5. For Canada Day I was lazy too but then I went to Confederation Basin and listening to some bands and watched the fireworks.

6. I've def had a prayer or two like that too.

Christian H said...

...Wasn't Sense and Sensibility written first?

I can see how Austen gets her reputation for formulaic writing, yes, but I wouldn't say that Sense and Pride are just variations of each other. My greatest critique of Sense is that Elinor didn't grow as much as Marianne had to. I liked Elinor a lot, don't get me wrong, but she was already "there" at the beginning of the novel and she just had to endure the bad stuff. Marianne had to grow up. Since Elinor is the main character, it seemed a little backwards. On the other hand, in Pride, both Elizabeth and D'Arcy had to mature before the novel could be resolved.
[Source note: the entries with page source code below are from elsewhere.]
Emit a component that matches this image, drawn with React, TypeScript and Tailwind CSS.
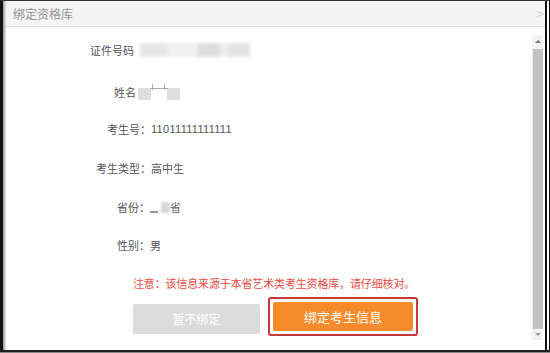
import React from 'react';

const font = { fontFamily: '"Microsoft YaHei", "Noto Sans CJK SC", "Liberation Sans", sans-serif' };

const Row: React.FC<{ label: string; labelW: string; mt: string; children?: React.ReactNode }> = ({
  label,
  labelW,
  mt,
  children,
}) => (
  <div className={`flex items-center h-4 leading-4 text-[11px] text-[#555] ${mt}`}>
    <span className={`${labelW} text-right shrink-0`}>{label}</span>
    {children}
  </div>
);

export default function App() {
  return (
    <div className="w-[550px] h-[353px] bg-[#111] flex flex-col overflow-hidden" style={font}>
      <div className="h-px bg-[#333] shrink-0" />
      <div className="flex-1 flex min-h-0">
        {/* 左边框阴影 */}
        <div className="w-[3px] bg-[#141414]" />
        <div className="w-[3px] bg-gradient-to-r from-[#9a9a9a] to-[#e6e6e6]" />

        {/* 弹窗主体 */}
        <div className="flex-1 flex flex-col bg-white min-w-0">
          {/* 标题栏 */}
          <div className="h-[26px] shrink-0 flex items-center justify-between bg-[#f4f4f4] border-b border-[#dedede] pl-[7px] pr-[1px]">
            <span className="text-[12px] text-[#949494]">绑定资格库</span>
            <span className="text-[13px] text-[#cfcfcf] leading-none">&gt;</span>
          </div>

          <div className="flex-1 flex min-h-0">
            {/* 内容 */}
            <div className="flex-1 flex flex-col">
              <Row label="证件号码" labelW="w-[128px]" mt="mt-[15px]">
                <div className="ml-[6px] flex items-center h-[14px] w-[110px] blur-[1.5px]">
                  <div className="h-full w-[28px] bg-[#e6e6e6]" />
                  <div className="h-full w-[30px] bg-[#f0f0f0]" />
                  <div className="h-full w-[22px] bg-[#dedede]" />
                  <div className="h-full w-[8px] bg-[#eeeeee]" />
                  <div className="h-full w-[22px] bg-[#e4e4e4]" />
                </div>
              </Row>
              <Row label="姓名" labelW="w-[130px]" mt="mt-[26px]">
                <div className="ml-[2px] relative w-[48px] h-[16px]">
                  <div className="absolute left-0 top-[4px] w-[13px] h-[12px] bg-[#dedede] blur-[0.6px]" />
                  <div className="absolute left-[29px] top-[4px] w-[13px] h-[12px] bg-[#dedede] blur-[0.6px]" />
                  <div className="absolute left-[12px] top-[4px] w-[18px] h-px bg-[#aaa]" />
                  <div className="absolute left-[14px] top-0 w-px h-[6px] bg-[#aaa]" />
                  <div className="absolute left-[26px] top-0 w-px h-[6px] bg-[#aaa]" />
                </div>
              </Row>
              <Row label="考生号：" labelW="w-[145px]" mt="mt-[21px]">
                <span className="tracking-[0.3px]" style={{ fontFamily: '"Liberation Sans", sans-serif' }}>
                  11011111111111
                </span>
              </Row>
              <Row label="考生类型：" labelW="w-[145px]" mt="mt-[23px]">
                <span>高中生</span>
              </Row>
              <Row label="省份：" labelW="w-[144px]" mt="mt-[23px]">
                <div className="flex items-end h-[12px] w-[11px]">
                  <div className="w-[8px] h-[2px] bg-[#999]" />
                </div>
                <div className="w-[9px] h-[11px] bg-[#d8d8d8] blur-[1px]" />
                <span className="text-[#666]">省</span>
              </Row>
              <Row label="性别：" labelW="w-[144px]" mt="mt-[22px]">
                <span>男</span>
              </Row>

              <p className="mt-[22px] ml-[127px] h-4 leading-4 text-[11px] text-[#ea4a3f] tracking-[-0.15px]">
                注意：该信息来源于本省艺术类考生资格库，请仔细核对。
              </p>

              <div className="mt-[6px] ml-[127px] flex items-center">
                <button className="mt-[4px] w-[127px] h-[30px] bg-[#dcdcdc] text-white text-[12px] rounded-[2px]">
                  暂不绑定
                </button>
                <div className="ml-[8px] p-[3px] border-2 border-[#c4373a] rounded-[3px]">
                  <button className="w-[140px] h-[29px] bg-[#f78a2b] text-white text-[13px] rounded-[2px]">
                    绑定考生信息
                  </button>
                </div>
              </div>
            </div>

            {/* 滚动条 */}
            <div className="w-[11px] mr-[2px] mt-[8px] mb-[10px] bg-[#f2f2f2] flex flex-col items-center">
              <span className="mt-[5px] w-0 h-0 border-l-[3px] border-r-[3px] border-b-[3px] border-l-transparent border-r-transparent border-b-[#777]" />
              <div className="mt-[6px] flex-1 w-[10px] bg-[#c2c2c2]" />
              <span className="mt-[4px] mb-[4px] w-0 h-0 border-l-[3px] border-r-[3px] border-t-[3px] border-l-transparent border-r-transparent border-t-[#999]" />
            </div>
          </div>
        </div>

        {/* 右边框 */}
        <div className="w-[2px] bg-[#111]" />
        <div className="w-[2px] bg-white" />
        <div className="w-px bg-[#111]" />
      </div>
      <div className="h-[2px] bg-[#222] shrink-0" />
      <div className="h-px bg-[#888] shrink-0" />
    </div>
  );
}
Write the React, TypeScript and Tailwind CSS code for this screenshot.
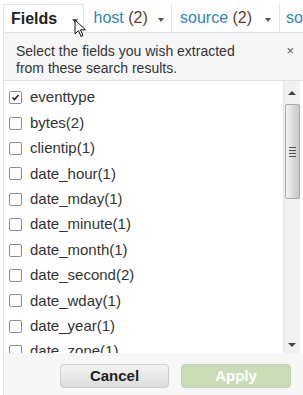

Cait, perhaps you should write a post about what you see in Eliot. Honestly, every time I look at "The Wasteland" I expect something excellently cryptic, and instead all I find is a mess of quotidian junk. Perhaps I need someone to tell me where to get started.

Cait said...

I read Pride first and then read Sense, and I'm not saying that the two of them are exactly the same, but the over arching themes and such are, and I thought that they were portrayed better in Pride than in Sense. I like Pride better than Sense, I thought that the story was better, it was better written, and the characters were (obviously) more memorable.

As for Eliot, I hated Eliot in first year. But then I had Edward Lobb in Modern British Literature during 3rd year and now I love Eliot. Did you study Eliot after first year?

Perhaps I will write a post about Eliot...it's a good idea...it's now starting to turn over and stew in my brain.